Some of the schools are arguing their internal estimates of loan repayment rates are better than the department's findings and are expressing frustration with what they say is the agency's unwillingness to share data supporting the calculations. The schools could face tough new regulations stripping them of access to federal funds if their students are found to have heavy debt burdens. Some argue the department is punishing schools for having graduates enroll in loan deferment programs that the government itself supports.
Earlier this summer, the department proposed a rule intended to measure how well for-profit schools train students for gainful employment in a recognized occupation. Late Friday, the department issued its calculations on loan repayment rates for more than 8,000 schools in an attempt to preview the rule's potential impact were it to be implemented. Schools could "pass" based on student loan repayment rates, or by maintaining a debt-to-income ratio below a certain percent.
The rule would also apply to non-profit schools with vocational programs, though the government expects for-profit schools to bear the brunt of any penalties.
"Community colleges are subject to the rule, but we don't believe that they're going to be impacted by the rule because the vast majority of community college students do not borrow," said David Bergeron, acting deputy assistant secretary for policy, planning and innovation at the department's Office of Postsecondary Education.
Shares of for-profit schools sank Monday as investors digested the data.

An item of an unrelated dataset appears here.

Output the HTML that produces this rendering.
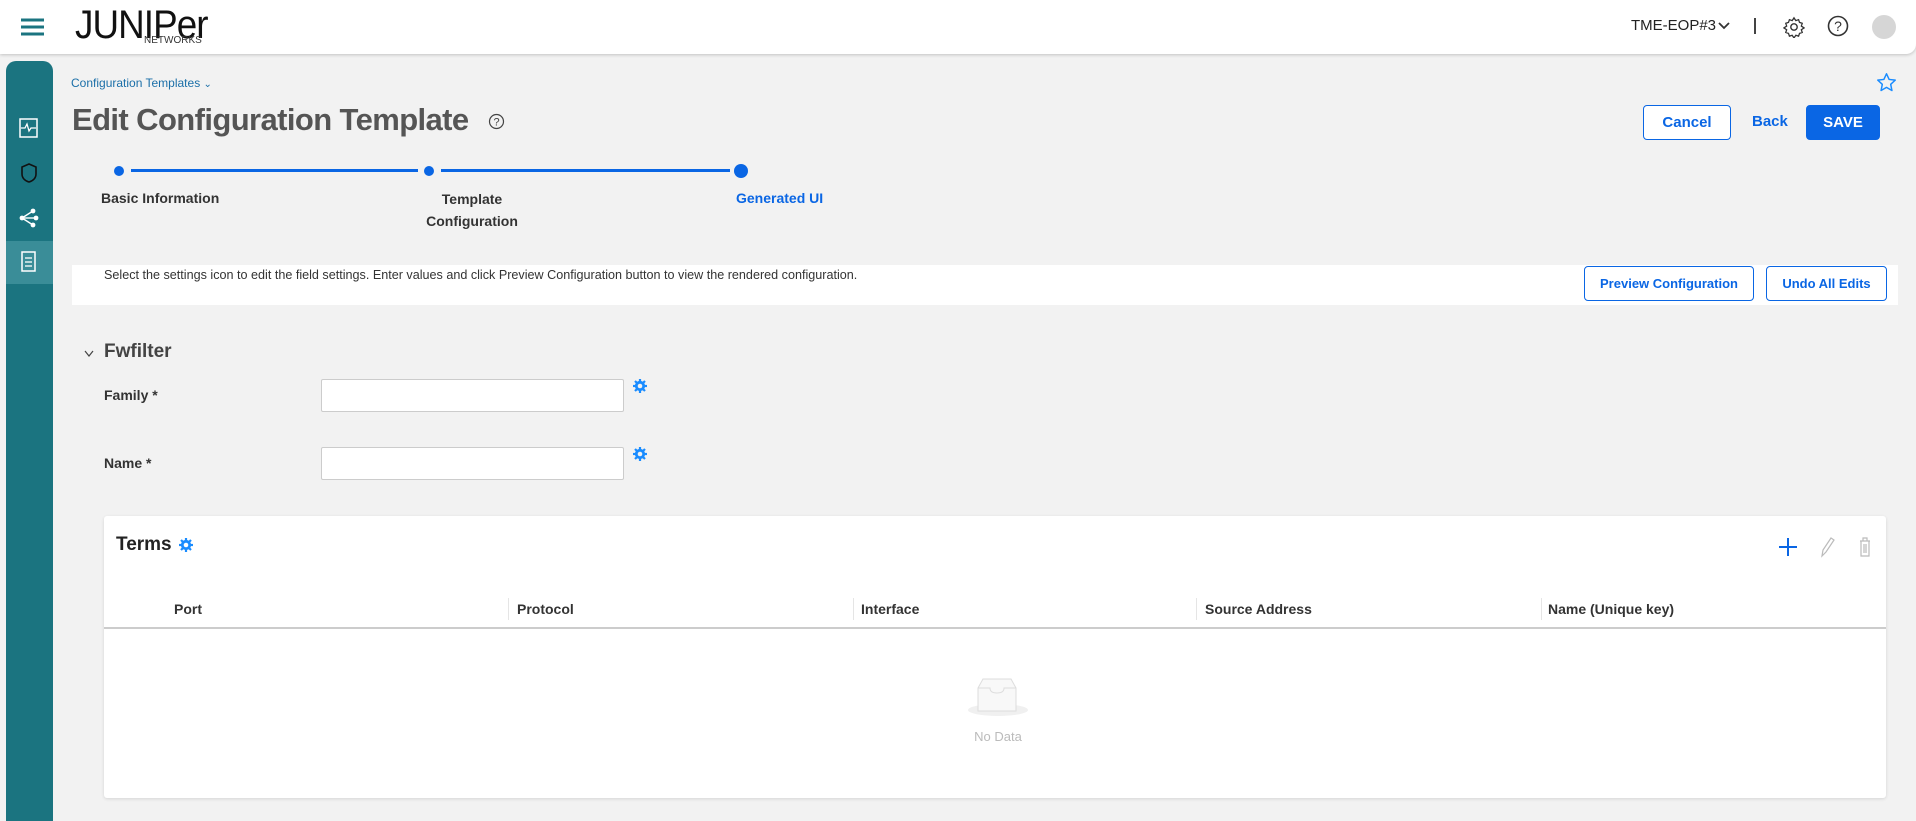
<!DOCTYPE html>
<html><head><meta charset="utf-8"><style>
*{box-sizing:border-box;margin:0;padding:0}
body{width:1916px;height:810px;overflow:hidden;background:#f2f2f2;font-family:"Liberation Sans",sans-serif;position:relative;color:#333}
.a{position:absolute}
.hdr{left:0;top:0;width:1916px;height:54px;background:#fff;box-shadow:0 1px 3px rgba(0,0,0,.2);border-bottom-right-radius:10px}
.side{left:6px;top:61px;width:47px;height:760px;background:#1b7480;border-radius:10px 10px 0 0}
.btn{border:1.5px solid #0a66e4;border-radius:4px;background:#fff;color:#0a66e4;font-weight:bold;font-size:14px;display:flex;align-items:center;justify-content:center}
.lbl{font-size:14px;font-weight:bold;color:#333}
.inp{background:#fff;border:1px solid #ccc;border-radius:2px}
.th{font-size:14px;font-weight:bold;color:#333;top:601px}
.sep{top:598px;width:1px;height:22px;background:#e5e5e5}
</style></head><body>
<div class="a hdr"></div>
<svg class="a" style="left:21px;top:18px" width="24" height="18"><g stroke="#1b7480" stroke-width="3"><line x1="0" y1="2" x2="23" y2="2"/><line x1="0" y1="9" x2="23" y2="9"/><line x1="0" y1="16" x2="23" y2="16"/></g></svg>
<div class="a" style="left:75px;top:3px;font-size:40px;letter-spacing:-1px;color:#111;transform:scaleX(.92);transform-origin:left">JUNIPer</div>
<div class="a" style="left:144px;top:35px;font-size:10px;color:#333">NETWORKS</div>
<div class="a" style="left:1631px;top:17px;font-size:15px;color:#222">TME-EOP#3</div>
<svg class="a" style="left:1718px;top:22px" width="12" height="8"><path d="M1 1l5 5 5-5" fill="none" stroke="#333" stroke-width="1.8"/></svg>
<div class="a" style="left:1754px;top:18px;width:1.5px;height:16px;background:#444"></div>
<svg class="a" style="left:1783px;top:16px" width="22" height="22" viewBox="0 0 24 24"><circle cx="12" cy="12" r="3.5" fill="none" stroke="#333" stroke-width="1.5"/><path d="M12 2l2 3 3-1 1 3 3 1-1 3 3 2-3 2 1 3-3 1-1 3-3-1-2 3-2-3-3 1-1-3-3-1 1-3-3-2 3-2-1-3 3-1 1-3 3 1z" fill="none" stroke="#333" stroke-width="1.4"/></svg>
<svg class="a" style="left:1827px;top:15px" width="22" height="22"><circle cx="11" cy="11" r="9.5" fill="none" stroke="#333" stroke-width="1.6"/><text x="11" y="16" font-size="14" text-anchor="middle" fill="#333" font-family="Liberation Sans">?</text></svg>
<div class="a" style="left:1872px;top:15px;width:24px;height:24px;border-radius:50%;background:#d6d6d6"></div>

<div class="a side"></div>
<div class="a" style="left:6px;top:241px;width:47px;height:43px;background:#3a8d98"></div>
<svg class="a" style="left:18px;top:117px" width="22" height="22"><rect x="2" y="2" width="17" height="18" fill="none" stroke="#fff" stroke-width="1.5"/><path d="M3 11h4l2-4 2 7 2-3h5" fill="none" stroke="#fff" stroke-width="1.3"/></svg>
<svg class="a" style="left:19px;top:162px" width="20" height="22"><path d="M10 2l7 3v7c0 4-3 7-7 8-4-1-7-4-7-8V5z" fill="none" stroke="#111" stroke-width="1.6"/></svg>
<svg class="a" style="left:18px;top:207px" width="22" height="22"><g stroke="#fff" stroke-width="1.4"><line x1="4" y1="11" x2="15" y2="4"/><line x1="4" y1="11" x2="17" y2="11"/><line x1="4" y1="11" x2="15" y2="18"/></g><g fill="#fff"><circle cx="4" cy="11" r="2.4"/><circle cx="15" cy="4" r="2.4"/><circle cx="18" cy="11" r="2.4"/><circle cx="15" cy="18" r="2.4"/></g></svg>
<svg class="a" style="left:20px;top:251px" width="18" height="22"><rect x="2" y="1" width="13" height="19" fill="none" stroke="#fff" stroke-width="1.5"/><g stroke="#fff" stroke-width="1.3"><line x1="5" y1="7" x2="12" y2="7"/><line x1="5" y1="11" x2="12" y2="11"/><line x1="5" y1="15" x2="12" y2="15"/></g></svg>

<div class="a" style="left:71px;top:76px;font-size:12px;color:#1b6fa8">Configuration Templates <span style="font-size:10px">&#8964;</span></div>
<div class="a" style="left:72px;top:102px;font-size:31px;font-weight:bold;color:#555;letter-spacing:-.6px">Edit Configuration Template</div>
<svg class="a" style="left:488px;top:113px" width="17" height="17"><circle cx="8.5" cy="8.5" r="7" fill="none" stroke="#444" stroke-width="1.2"/><text x="8.5" y="12.5" font-size="11" text-anchor="middle" fill="#444" font-family="Liberation Sans">?</text></svg>
<svg class="a" style="left:1876px;top:72px" width="21" height="21" viewBox="0 0 24 24"><path d="M12 2l3 6.5 7 .8-5.2 4.8 1.4 7L12 17.6 5.8 21.1l1.4-7L2 9.3l7-.8z" fill="none" stroke="#1a8cff" stroke-width="1.7" stroke-linejoin="round"/></svg>
<div class="a btn" style="left:1643px;top:105px;width:88px;height:35px;font-size:15px">Cancel</div>
<div class="a" style="left:1752px;top:113px;font-size:15px;font-weight:bold;color:#0a66e4">Back</div>
<div class="a btn" style="left:1806px;top:105px;width:74px;height:35px;font-size:15px;background:#0a66e4;color:#fff">SAVE</div>

<div class="a" style="left:131px;top:169px;width:287px;height:3px;background:#0a66e4"></div>
<div class="a" style="left:441px;top:169px;width:289px;height:3px;background:#0a66e4"></div>
<div class="a" style="left:114px;top:166px;width:10px;height:10px;border-radius:50%;background:#0a66e4"></div>
<div class="a" style="left:424px;top:166px;width:10px;height:10px;border-radius:50%;background:#0a66e4"></div>
<div class="a" style="left:734px;top:164px;width:14px;height:14px;border-radius:50%;background:#0a66e4"></div>
<div class="a lbl" style="left:101px;top:190px">Basic Information</div>
<div class="a lbl" style="left:400px;top:188px;width:144px;text-align:center;line-height:22px">Template<br>Configuration</div>
<div class="a lbl" style="left:736px;top:190px;color:#0a66e4">Generated UI</div>

<div class="a" style="left:72px;top:265px;width:1826px;height:40px;background:#fff"></div>
<div class="a" style="left:104px;top:268px;font-size:12.6px;color:#333">Select the settings icon to edit the field settings. Enter values and click Preview Configuration button to view the rendered configuration.</div>
<div class="a btn" style="left:1584px;top:266px;width:170px;height:35px;font-size:13px">Preview Configuration</div>
<div class="a btn" style="left:1766px;top:266px;width:121px;height:35px;font-size:13px">Undo All Edits</div>

<svg class="a" style="left:84px;top:350px" width="10" height="8"><path d="M1 1l4 5 4-5" fill="none" stroke="#444" stroke-width="1.2"/></svg>
<div class="a" style="left:104px;top:341px;font-size:19px;font-weight:bold;color:#444">Fwfilter</div>
<div class="a lbl" style="left:104px;top:387px">Family *</div>
<div class="a inp" style="left:321px;top:379px;width:303px;height:33px"></div>
<div class="a lbl" style="left:104px;top:455px">Name *</div>
<div class="a inp" style="left:321px;top:447px;width:303px;height:33px"></div>
<svg class="a" style="left:632px;top:378px" width="16" height="16" viewBox="0 0 16 16"><circle cx="8" cy="8" r="4" fill="none" stroke="#1a8cff" stroke-width="2.2"/><g stroke="#1a8cff" stroke-width="2.2"><line x1="8" y1="1" x2="8" y2="15"/><line x1="1" y1="8" x2="15" y2="8"/><line x1="3" y1="3" x2="13" y2="13"/><line x1="13" y1="3" x2="3" y2="13"/></g><circle cx="8" cy="8" r="2.3" fill="#f2f2f2"/></svg>
<svg class="a" style="left:632px;top:446px" width="16" height="16" viewBox="0 0 16 16"><circle cx="8" cy="8" r="4" fill="none" stroke="#1a8cff" stroke-width="2.2"/><g stroke="#1a8cff" stroke-width="2.2"><line x1="8" y1="1" x2="8" y2="15"/><line x1="1" y1="8" x2="15" y2="8"/><line x1="3" y1="3" x2="13" y2="13"/><line x1="13" y1="3" x2="3" y2="13"/></g><circle cx="8" cy="8" r="2.3" fill="#f2f2f2"/></svg>

<div class="a" style="left:104px;top:516px;width:1782px;height:282px;background:#fff;border-radius:3px;box-shadow:0 1px 3px rgba(0,0,0,.12)"></div>
<div class="a" style="left:116px;top:534px;font-size:19px;font-weight:bold;color:#222">Terms</div>
<svg class="a" style="left:178px;top:537px" width="16" height="16" viewBox="0 0 16 16"><circle cx="8" cy="8" r="4" fill="none" stroke="#1a8cff" stroke-width="2.2"/><g stroke="#1a8cff" stroke-width="2.2"><line x1="8" y1="1" x2="8" y2="15"/><line x1="1" y1="8" x2="15" y2="8"/><line x1="3" y1="3" x2="13" y2="13"/><line x1="13" y1="3" x2="3" y2="13"/></g><circle cx="8" cy="8" r="2.3" fill="#fff"/></svg>
<svg class="a" style="left:1779px;top:538px" width="18" height="18"><g stroke="#0a66e4" stroke-width="2"><line x1="9" y1="0" x2="9" y2="18"/><line x1="0" y1="9" x2="18" y2="9"/></g></svg>
<svg class="a" style="left:1819px;top:536px" width="16" height="22"><path d="M3 20l1-6 8-12 3 2-8 12z" fill="none" stroke="#bbb" stroke-width="1.2"/></svg>
<svg class="a" style="left:1858px;top:536px" width="14" height="22"><path d="M2 5h10M5 5V2h4v3M3 5v15h8V5M6 8v9M8 8v9" fill="none" stroke="#bbb" stroke-width="1.2"/></svg>

<div class="a th" style="left:174px">Port</div>
<div class="a sep" style="left:508px"></div>
<div class="a th" style="left:517px">Protocol</div>
<div class="a sep" style="left:853px"></div>
<div class="a th" style="left:861px">Interface</div>
<div class="a sep" style="left:1196px"></div>
<div class="a th" style="left:1205px">Source Address</div>
<div class="a sep" style="left:1541px"></div>
<div class="a th" style="left:1548px">Name (Unique key)</div>
<div class="a" style="left:104px;top:627px;width:1782px;height:1.5px;background:#ccc"></div>

<div class="a" style="left:968px;top:704px;width:60px;height:12px;border-radius:50%;background:#f0f0f0"></div>
<svg class="a" style="left:972px;top:678px" width="50" height="36"><path d="M6 10L11 1h28l5 9v23H6z" fill="#f8f8f8" stroke="#ddd"/><path d="M6 10h12c0 4 3 5 7 5s7-1 7-5h12" fill="none" stroke="#ddd"/></svg>
<div class="a" style="left:960px;top:729px;width:76px;text-align:center;font-size:13px;color:#bbb">No Data</div>
</body></html>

Strayer Education Inc. (STRA), considered among the most shielded from the proposed rule because of its large proportion of students in bachelor's and graduate degree programs and historically low loan default rate, was trading off 12.3% to $175.2. Corinthian Colleges Inc. (COCO) was down 20.3% to $5.31, ITT Educational Services Inc. (ESI) was off 12% to $56.59 and Capella Education Co. (CPLA) was down 12.3% to $61.59. Washington Post Co. (WPO) was off 7.8% to $316.82.
Strayer, Corinthian, ITT, Capella and Washington Post all hit 52-week lows earlier Monday.
Strayer, which late last month said it believed its programs would clear the department's highest proposed hurdle of loan repayment by 45% of graduates, scored a 25% school-wide. The company had noted last month that it was difficult to measure rates exactly because loan consolidation complicates the measure of repayment.
The school said on a conference call early Monday that it would file a Freedom of Information Act request to see some of the data on which the Department based its calculations, calling the data "inaccurate," "nonsensical" and "arbitrary."
"This discrepancy has significant operational, financial, and public policy implications," Strayer said in a statement Saturday.
"The fact that [Strayer] had among the lowest repayment rates among the publicly held group despite having relatively low cohort default rates leads us to question the validity of this data series," said Jeff Silber of BMO Capital Markets.
Kelly Flynn of Credit Suisse agreed, calling the data "odd," and noting that she is "not completely confident the figures are 100% correct."
Still, given the stock reaction, Flynn cut her price targets on ITT Education to $57 from $78, Education Management to $11 from $21 and Strayer to $180 from $220.
Capella Education also questioned the data, saying the 40% repayment rate across its schools was inconsistent with findings from an internal analysis it had conducted of its larger programs. According to that calculation, the programs would have a repayment rate above the 45% threshold. Capella said it has requested to see the Department's underlying data and methodology.
Washington Post Co., whose Kaplan unit had a weighted average repayment rate of 28%, expressed concern Monday about the implications of the department's data. The company said if program-level repayment rates are similar to the data provided Friday, a significant number of Kaplan schools could become ineligible for federal student aid, which "could have a materially adverse effect on the future results of the Company's higher education division."
Based on Friday's data, Universal Technical Institute Inc. (UTI), Grand Canyon Education Inc. (LOPE), American Public Education Inc. (APEI) and Bridgepoint Education Inc. (BPI) had the highest repayment rates among publicly traded for-profit schools, all above the 45% threshold. Corinthian, Washington Post Co.'s Kaplan and ITT were among the lowest performers.
Apollo Group Inc. (APOL) shares were up 6.5% as the company's University of Phoenix posted a repayment rate of 44.2%, higher than most analysts expected, and Universal Technical Institute shares rose 9.7% to $16.28 as its 52% repayment rate also pleased investors.